>> start RECORD EXTRACTS
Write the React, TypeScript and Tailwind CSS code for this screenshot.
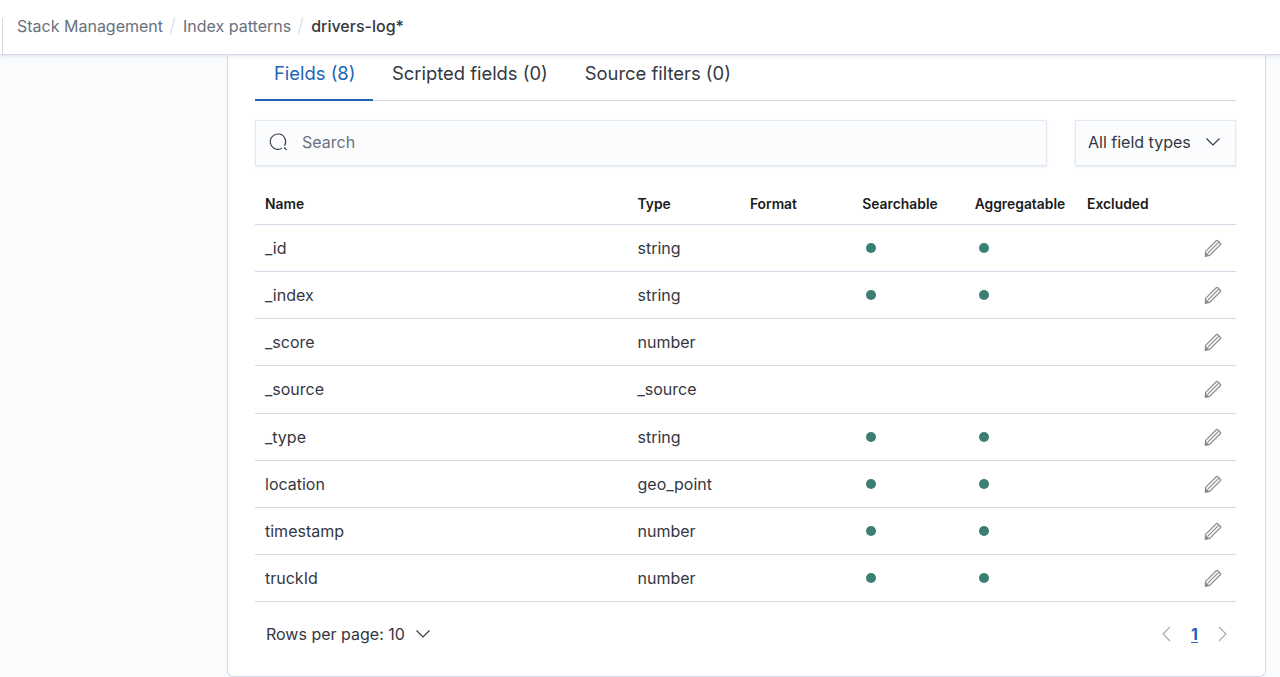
const fields = [
  { name: '_id', type: 'string', on: true },
  { name: '_index', type: 'string', on: true },
  { name: '_score', type: 'number', on: false },
  { name: '_source', type: '_source', on: false },
  { name: '_type', type: 'string', on: true },
  { name: 'location', type: 'geo_point', on: true },
  { name: 'timestamp', type: 'number', on: true },
  { name: 'truckId', type: 'number', on: true },
];

const cols = 'grid grid-cols-[372.5px_112.4px_112.4px_112.4px_112.4px_112.4px_46.5px]';

const Pencil = () => (
  <svg width="18" height="18" viewBox="0 0 18 18" fill="none" stroke="#8f8f8f" strokeWidth="1.3">
    <path d="M1.6 12.4 12.3 1.7c.4-.4 1-.4 1.4 0l2.6 2.6c.4.4.4 1 0 1.4L5.6 16.4l-4.2.9z" />
    <path d="M3.6 14.4 14.6 3.4" />
    <path d="M1.3 13 1 17.6l4.6-1z" fill="#8a8a8a" stroke="none" />
  </svg>
);

const Search = () => (
  <svg width="20" height="20" viewBox="0 0 20 20" fill="none" stroke="#343741" strokeWidth="1.1">
    <path d="M13.2 16.1A7.7 7.7 0 1 1 15.6 13.6" />
    <path d="m15 15.4 2.6 2.6" />
  </svg>
);

const Down = ({ className = '' }: { className?: string }) => (
  <svg width="16" height="16" viewBox="0 0 16 16" fill="none" stroke="#343741" strokeWidth="1.1" className={className}>
    <path d="M1.5 4.5 8 11 14.5 4.5" />
  </svg>
);

const Side = ({ flip, className = '' }: { flip?: boolean; className?: string }) => (
  <svg width="10" height="16" viewBox="0 0 10 16" fill="none" stroke="#a5abb5" strokeWidth="1.2" className={className}>
    <path d={flip ? 'M2 1l7 7-7 7' : 'M8 1 1 8l7 7'} />
  </svg>
);

const Dot = () => <span className="ml-[4px] block h-[10px] w-[10px] rounded-full bg-[#3b7f72]" />;

export default function App() {
  return (
    <div className="flex h-[677px] w-[1280px] flex-col overflow-hidden bg-[#f9fbfd] font-['Inter',sans-serif] text-[#343741]">
      <header className="z-10 flex h-[55px] shrink-0 items-center border-b border-[#d3dae6] bg-white shadow-[0_2px_3px_rgba(152,162,179,0.2)]">
        <div className="h-[36px] w-[3px] self-end border-r border-[#d3dae6]" />
        <nav className="ml-[14px] flex -translate-y-px items-center text-[16px] text-[#69707d]">
          <span>Stack Management</span>
          <span className="mx-[9px] h-[18px] w-px rotate-[15deg] bg-[#d3dae6]" />
          <span className="ml-[1px]">Index patterns</span>
          <span className="mx-[9px] h-[18px] w-px rotate-[15deg] bg-[#d3dae6]" />
          <span className="ml-[1px] font-medium text-[#343741]">drivers-log*</span>
        </nav>
      </header>

      <main className="ml-[227px] flex h-[622px] w-[1039px] flex-col rounded-b-[6px] border-x border-b border-[#d3dae6] bg-white pl-[27px] pr-[29px]">
        <div className="flex h-[46px] shrink-0 border-b border-[#d3dae6] text-[18.4px]">
          <div className="h-[46px] border-b-2 border-[#1f63b5] pl-[19px] pr-[18px] pt-[5px] text-[#1f63b5]">Fields (8)</div>
          <div className="pl-[18.5px] pr-[18.5px] pt-[5px]">Scripted fields (0)</div>
          <div className="pl-[18.5px] pr-[18.5px] pt-[5px]">Source filters (0)</div>
        </div>

        <div className="mt-[19px] flex h-[46px] shrink-0 justify-between text-[16px]">
          <div className="flex w-[792px] items-center border border-[#e4e8f0] bg-[#fbfcfd] pb-[2px] pl-[13px] shadow-[0_1px_2px_rgba(152,162,179,0.25)]">
            <Search />
            <span className="ml-[13px] text-[#69707d]">Search</span>
          </div>
          <div className="flex w-[161px] items-center justify-between border border-[#e4e8f0] bg-[#fbfcfd] pb-[2px] pl-[12px] pr-[14px] shadow-[0_1px_2px_rgba(152,162,179,0.25)]">
            <span>All field types</span>
            <Down />
          </div>
        </div>

        <div className={`${cols} mt-[18px] h-[41px] shrink-0 items-center border-b border-[#d3dae6] pt-[1px] text-[13.85px] font-semibold text-[#1a1c21]`}>
          <span className="pl-[10px]">Name</span>
          <span className="pl-[10px]">Type</span>
          <span className="pl-[10px]">Format</span>
          <span className="pl-[10px]">Searchable</span>
          <span className="pl-[10px]">Aggregatable</span>
          <span className="pl-[10px]">Excluded</span>
          <span />
        </div>

        {fields.map((f) => (
          <div key={f.name} className={`${cols} h-[47.15px] shrink-0 items-center border-b border-[#d3dae6] text-[16px]`}>
            <span className="pl-[10px]">{f.name}</span>
            <span className="pl-[10px]">{f.type}</span>
            <span />
            <span className="pl-[10px]">{f.on && <Dot />}</span>
            <span className="pl-[10px]">{f.on && <Dot />}</span>
            <span />
            <span className="flex justify-end pr-[14px]"><Pencil /></span>
          </div>
        ))}

        <div className="flex flex-1 items-start justify-between pt-[20px] text-[16px]">
          <div className="flex items-center pl-[11px]">
            <span>Rows per page: 10</span>
            <Down className="ml-[10px]" />
          </div>
          <div className="flex items-center pr-[9px]">
            <Side />
            <span className="ml-[19px] font-bold text-[#1f63b5] underline underline-offset-2">1</span>
            <Side flip className="ml-[19px]" />
          </div>
        </div>
      </main>
    </div>
  );
}
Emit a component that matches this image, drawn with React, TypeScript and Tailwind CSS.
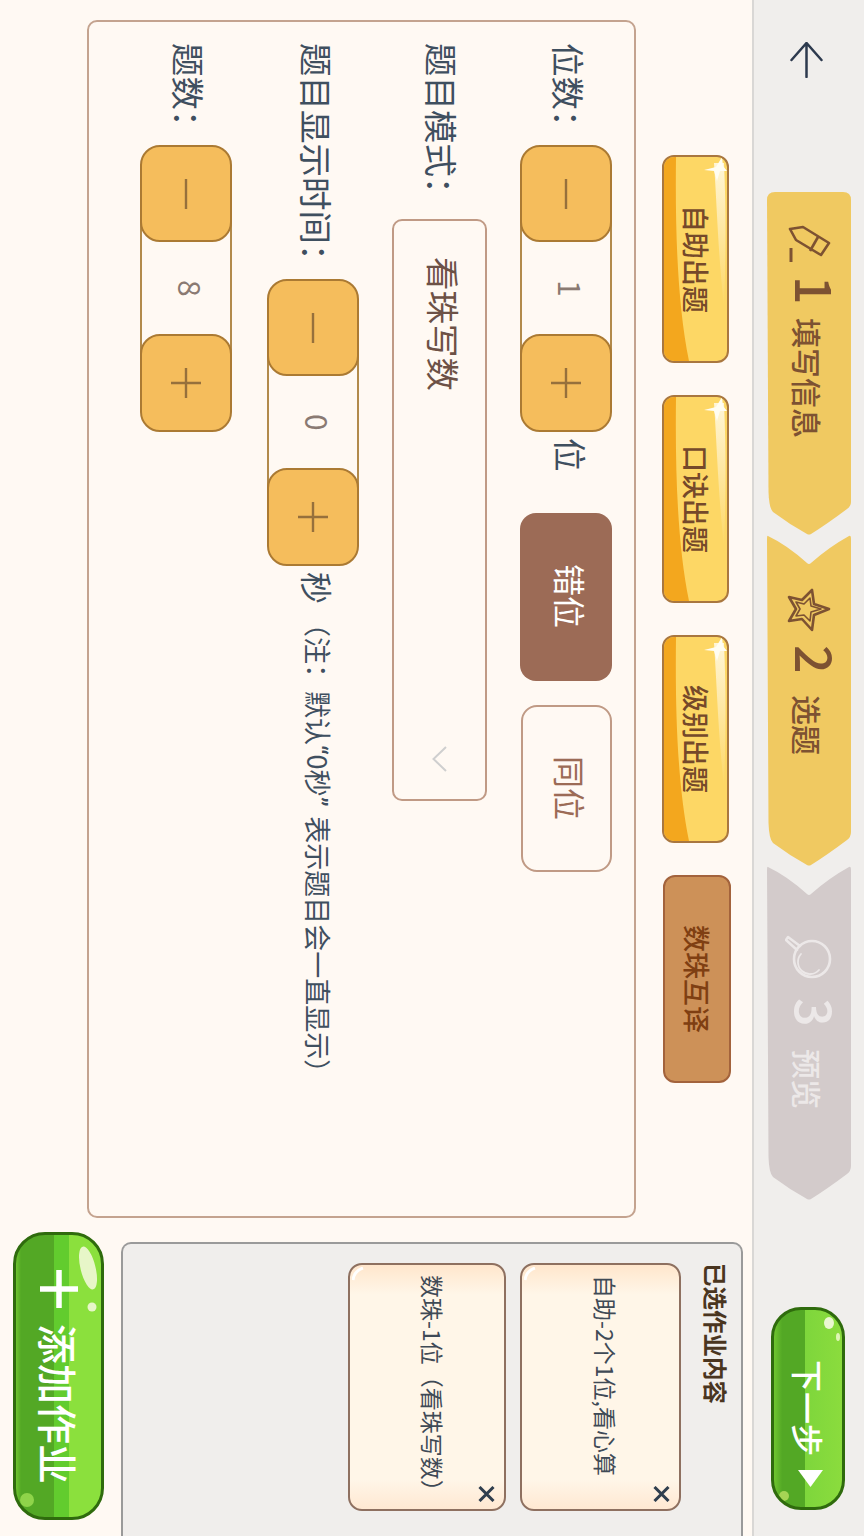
import React from "react";

const steps = [
  {
    num: "1",
    label: "填写信息",
    h: "h-[343px]",
    pt: "pt-[33px]",
    numMt: "mt-[11px]",
    labelMt: "mt-[13px]",
    fill: "#f0c961",
    text: "text-[#7d5232]",
    path: "M8 0H76Q84 0 84 8V310Q84 314 80 317Q60 332 44 342Q42 343 40 342Q22 332 6 320Q2 316 1.5 300L0 8Q0 0 8 0Z",
  },
  {
    num: "2",
    label: "选题",
    h: "h-[331px]",
    pt: "pt-[53px]",
    numMt: "mt-[13px]",
    labelMt: "mt-[21px]",
    fill: "#f0c961",
    text: "text-[#7d5232]",
    path: "M1 1Q20 10 40 28Q42 30 44 28Q62 12 82 1Q84 0 84 4V297Q84 302 80 305Q60 320 44 330Q42 331 40 330Q22 320 6 308Q2 304 1.5 288L0 4Q0 0 1 1Z",
  },
  {
    num: "3",
    label: "预览",
    h: "h-[334px]",
    pt: "pt-[68px]",
    numMt: "mt-[18px]",
    labelMt: "mt-[22px]",
    fill: "#d3cbcb",
    text: "text-[#ece8e8]",
    path: "M1 1Q20 10 40 28Q42 30 44 28Q62 12 82 1Q84 0 84 4V300Q84 305 80 308Q60 323 44 333Q42 334 40 333Q22 323 6 311Q2 307 1.5 291L0 4Q0 0 1 1Z",
  },
];

const StepIcon: React.FC<{ num: string }> = ({ num }) => {
  if (num === "1") {
    return (
      <svg width="44" height="40" viewBox="0 0 44 40" fill="none" stroke="#7d5232" strokeWidth="2.6" strokeLinejoin="round">
        <path d="M3 4L16 2L42 18L34 30L9 15Z" />
        <path d="M31 12L23 26" />
        <path d="M4 23V37" strokeWidth="3" />
      </svg>
    );
  }
  if (num === "2") {
    return (
      <svg width="44" height="44" viewBox="0 0 44 44" fill="none" stroke="#7d5232" strokeLinejoin="round">
        <path d="M42 21L27 27L25 42L15 31L2 33L9 21L2 9L15 12L25 2L27 16Z" strokeWidth="2.6" />
        <path d="M34 21L24 24L23 33L17 27L9 28L13 21L9 14L17 16L23 10L24 18Z" strokeWidth="1.6" />
      </svg>
    );
  }
  return (
    <svg width="48" height="46" viewBox="0 0 48 46" fill="none" stroke="#ece8e8" strokeLinecap="round">
      <circle cx="27" cy="25" r="18" strokeWidth="2.6" />
      <path d="M16 20A12 12 0 0 0 34 36" strokeWidth="1.8" />
      <path d="M15 12L3 3L1 6L12 16" strokeWidth="2.4" strokeLinejoin="round" />
    </svg>
  );
};

const Stepper: React.FC<{ value: string }> = ({ value }) => (
  <div className="flex h-[287px] w-[92px] shrink-0">
    <button className="relative z-10 flex h-[97px] w-full shrink-0 items-center justify-center rounded-[20px] border-2 border-[#ab7a33] bg-[#f5bd5c]">
      <svg width="4" height="30" viewBox="0 0 4 30">
        <path d="M2 0V30" stroke="#96703c" strokeWidth="2.4" />
      </svg>
    </button>
    <div className="-mb-5 -mt-5 flex flex-1 items-center justify-center border-l-2 border-r-2 border-[#b28a4b] pl-[8px] text-[30px] text-[#8a7a72]">
      {value}
    </div>
    <button className="relative z-10 flex h-[98px] w-full shrink-0 items-center justify-center rounded-[20px] border-2 border-[#ab7a33] bg-[#f5bd5c]">
      <svg width="30" height="30" viewBox="0 0 30 30">
        <path d="M15 0V30M0 15H30" stroke="#96703c" strokeWidth="2.4" />
      </svg>
    </button>
  </div>
);

const Tab: React.FC<{ label: string }> = ({ label }) => (
  <button className="relative flex h-[208px] w-[67px] items-center justify-center overflow-hidden rounded-[12px] border-2 border-[#a9773f] bg-[#fdd765] text-[27px] font-medium text-[#75492a]">
    <svg className="absolute inset-0" width="63" height="204" viewBox="0 0 63 204">
      <defs>
        <linearGradient id="tabShine" x1="0" y1="0" x2="0" y2="1">
          <stop offset="0" stopColor="#fff6d8" />
          <stop offset="1" stopColor="#fdd765" />
        </linearGradient>
      </defs>
      <path d="M0 0H12C11 80 14 150 25 204H0Z" fill="#f3a71e" />
      <path d="M50 6C53 50 54 95 60 150C62 100 62 50 60 6Z" fill="url(#tabShine)" />
      <path d="M40 13L52 10L58 0L59 9L63 14L56 14L53 24L50 14Z" fill="#fffdf2" />
    </svg>
    <span className="relative">{label}</span>
  </button>
);

const Card: React.FC<{ label: string; w: string; pr: string }> = ({ label, w, pr }) => (
  <div className={`relative flex h-[248px] shrink-0 ${w} ${pr} items-start rounded-[14px] border-2 border-[#8e7060] bg-[linear-gradient(to_bottom,#ffe6cc,#fff6e8_12%,#fff6e8_88%,#ffe8d2)] pt-[10px] text-[23px] text-[#3f4a56]`}>
    <svg className="absolute left-[2px] top-[2px]" width="14" height="14" viewBox="0 0 14 14" fill="none">
      <path d="M1 13Q2 4 11 1" stroke="#ffffff" strokeWidth="3" />
    </svg>
    <span className="relative">{label}</span>
    <svg className="absolute bottom-[7px] right-[9px]" width="17" height="16" viewBox="0 0 17 16">
      <path d="M1.5 1L15.5 15M15.5 1L1.5 15" stroke="#2f3e4e" strokeWidth="3" />
    </svg>
  </div>
);

export default function App() {
  return (
    <div className="flex h-[1536px] w-[864px] flex-col overflow-hidden bg-[#fff9f3] font-['Noto_Sans_CJK_SC',sans-serif] [text-orientation:sideways] [writing-mode:vertical-rl]">
      {/* right rail */}
      <div className="flex h-full w-[112px] shrink-0 items-start border-l-2 border-[#d9d7d5] bg-[#f0eeec] pt-[42px]">
        <svg className="mr-[41px]" width="33" height="36" viewBox="0 0 33 36" fill="none" stroke="#2d3a4e" strokeWidth="2.5" strokeLinecap="round">
          <path d="M16.5 1V35M1.5 18L16.5 1L31.5 18" />
        </svg>

        <div className="mr-[13px] mt-[114px] flex w-[84px] shrink-0">
          {steps.map((step) => (
            <div key={step.num} className={`relative flex w-[84px] shrink-0 items-center ${step.h} ${step.pt} ${step.text}`}>
              <svg className="absolute left-0 top-0" width="84" height="100%">
                <path d={step.path} fill={step.fill} />
              </svg>
              <div className="relative">
                <StepIcon num={step.num} />
              </div>
              <span className={`relative ${step.numMt} pl-[16px] text-[50px] font-medium leading-[60px]`}>{step.num}</span>
              <span className={`relative ${step.labelMt} pr-[4px] text-[30px] font-medium`}>{step.label}</span>
            </div>
          ))}
        </div>

        <button className="relative mr-[19px] mt-[107px] flex h-[203px] w-[74px] shrink-0 items-center overflow-hidden rounded-[30px] border-[3px] border-[#2f6b0d] bg-[linear-gradient(to_right,#6fc52f,#53a825_12%,#53a825_46%,#7ed63c_46%,#8bdc3d)] pl-[1px] pt-[50px] text-white">
          <svg className="absolute right-0 top-0" width="24" height="50" viewBox="0 0 24 50">
            <ellipse cx="11" cy="13" rx="5" ry="6" fill="#eaf7d0" />
            <ellipse cx="20" cy="27" rx="2" ry="4" fill="#dff5b5" />
          </svg>
          <svg className="absolute bottom-[4px] left-[4px]" width="12" height="14" viewBox="0 0 12 14">
            <circle cx="6" cy="7" r="5" fill="#a6d455" />
          </svg>
          <span className="text-[32px] font-medium">下一步</span>
          <svg className="ml-[3px] mt-[14px]" width="25" height="17" viewBox="0 0 25 17">
            <path d="M0 0H25L12.5 17Z" fill="#fff" />
          </svg>
        </button>
      </div>

      {/* main area */}
      <div className="flex h-full w-[752px]">
        <div className="flex h-[1232px] w-full shrink-0 flex-col">
          <div className="mr-[21px] flex h-full w-[69px] shrink-0 items-end gap-[32px] pt-[155px]">
            <Tab label="自助出题" />
            <Tab label="口诀出题" />
            <Tab label="级别出题" />
            <button className="flex h-[208px] w-[68px] items-center justify-center self-start rounded-[12px] border-2 border-[#a3633c] bg-[#cd9158] text-[27px] font-medium text-[#7f3f12]">
              数珠互译
            </button>
          </div>

          <div className="mr-[26px] mt-[20px] flex h-[1198px] w-[549px] shrink-0 flex-col rounded-[10px] border-2 border-[#c4a38f] pr-[22px] pt-[21px] text-[33.5px] text-[#3f4f5f]">
            <div className="flex h-full w-[92px] shrink-0 items-center">
              <span className="h-[102px] shrink-0 pl-[6px]">位数：</span>
              <Stepper value="1" />
              <span className="mt-[6px] shrink-0 pl-[10px]">位</span>
              <button className="mt-[41px] h-[168px] w-[92px] rounded-[16px] bg-[#9c6b56] pl-[10px] text-[32px] text-white">错位</button>
              <button className="mt-[24px] h-[167px] w-[91px] rounded-[16px] border-2 border-[#c09a85] pl-[10px] text-[32px] text-[#9c6b56]">同位</button>
            </div>

            <div className="mr-[34px] flex h-full w-[94px] shrink-0 items-center">
              <span className="h-[176px] shrink-0 pl-[6px]">题目模式：</span>
              <div className="flex h-[582px] w-[95px] shrink-0 items-center justify-between rounded-[10px] border-2 border-[#c09a85] pb-[27px] pt-[36px] text-[#6d5146]">
                <span className="pl-[10px]">看珠写数</span>
                <svg width="15" height="26" viewBox="0 0 15 26" fill="none" stroke="#cfcfcf" strokeWidth="2">
                  <path d="M14 1L1.5 13L14 25" />
                </svg>
              </div>
            </div>

            <div className="mr-[33px] flex h-full w-[92px] shrink-0 items-center">
              <span className="h-[236px] shrink-0 pl-[8px]">题目显示时间：</span>
              <Stepper value="0" />
              <span className="mt-[6px] shrink-0 pl-[10px] text-[32px]">秒</span>
              <span className="mt-[6px] shrink-0 pl-[8px] text-[27px]">
                （注：默认<span className="font-['Roboto',sans-serif]">“</span>0秒<span className="pb-[10px] font-['Roboto',sans-serif]">”</span>表示题目会一直显示）
              </span>
            </div>

            <div className="mr-[35px] flex h-full w-[92px] shrink-0 items-center">
              <span className="h-[102px] shrink-0 pl-[6px]">题数：</span>
              <Stepper value="8" />
            </div>
          </div>
        </div>

        <div className="flex min-h-0 w-full flex-1 flex-col">
          <div className="mr-[9px] mt-[10px] flex h-[400px] w-[622px] shrink-0 flex-col rounded-t-[10px] border-2 border-b-0 border-[#9a9a9a] bg-[#f0eeec] pt-[19px]">
            <h2 className="mr-[12px] w-[26px] text-[23.5px] font-semibold leading-[26px] text-[#4a3520]">已选作业内容</h2>
            <div className="mr-[22px] flex flex-col gap-[14px]">
              <Card label="自助-2个1位,看心算" w="w-[161px]" pr="pr-[56px]" />
              <Card label="数珠-1位（看珠写数）" w="w-[158px]" pr="pr-[54px]" />
            </div>
          </div>

          <button className="relative mr-[17px] flex h-[288px] w-[91px] shrink-0 items-center overflow-hidden rounded-[32px] border-[3px] border-[#2f6b0d] bg-[linear-gradient(to_right,#6fc52f,#53a825_6%,#53a825_45%,#62cc2e_45%,#62cc2e_62%,#8be03d_62%,#8be03d)] pl-[1px] pt-[35px] text-white">
            <svg className="absolute right-0 top-0" width="36" height="84" viewBox="0 0 36 84">
              <ellipse cx="23" cy="33" rx="7.5" ry="22" transform="rotate(-14 23 33)" fill="#e7f6c8" />
              <circle cx="27" cy="72" r="4.5" fill="#e7f6c8" />
            </svg>
            <svg className="absolute bottom-[6px] left-[2px]" width="18" height="22" viewBox="0 0 18 22">
              <circle cx="9" cy="11" r="7" fill="#8fd44a" />
            </svg>
            <svg className="relative" width="38" height="38" viewBox="0 0 38 38">
              <path d="M19 0V38M0 19H38" stroke="#fff" strokeWidth="5.5" />
            </svg>
            <span className="relative mt-[16px] text-[40px] font-medium leading-[46px]">添加作业</span>
          </button>
        </div>
      </div>
    </div>
  );
}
>> end RECORD EXTRACTS
▸ INSTRUCTION
Give back the exact lines above, running from the one that has "Emit a component" through the one that has "import React from", with nothing added and no pictures.

▸ RESPONSE TO THIS EXERCISE
Emit a component that matches this image, drawn with React, TypeScript and Tailwind CSS.
import React from "react";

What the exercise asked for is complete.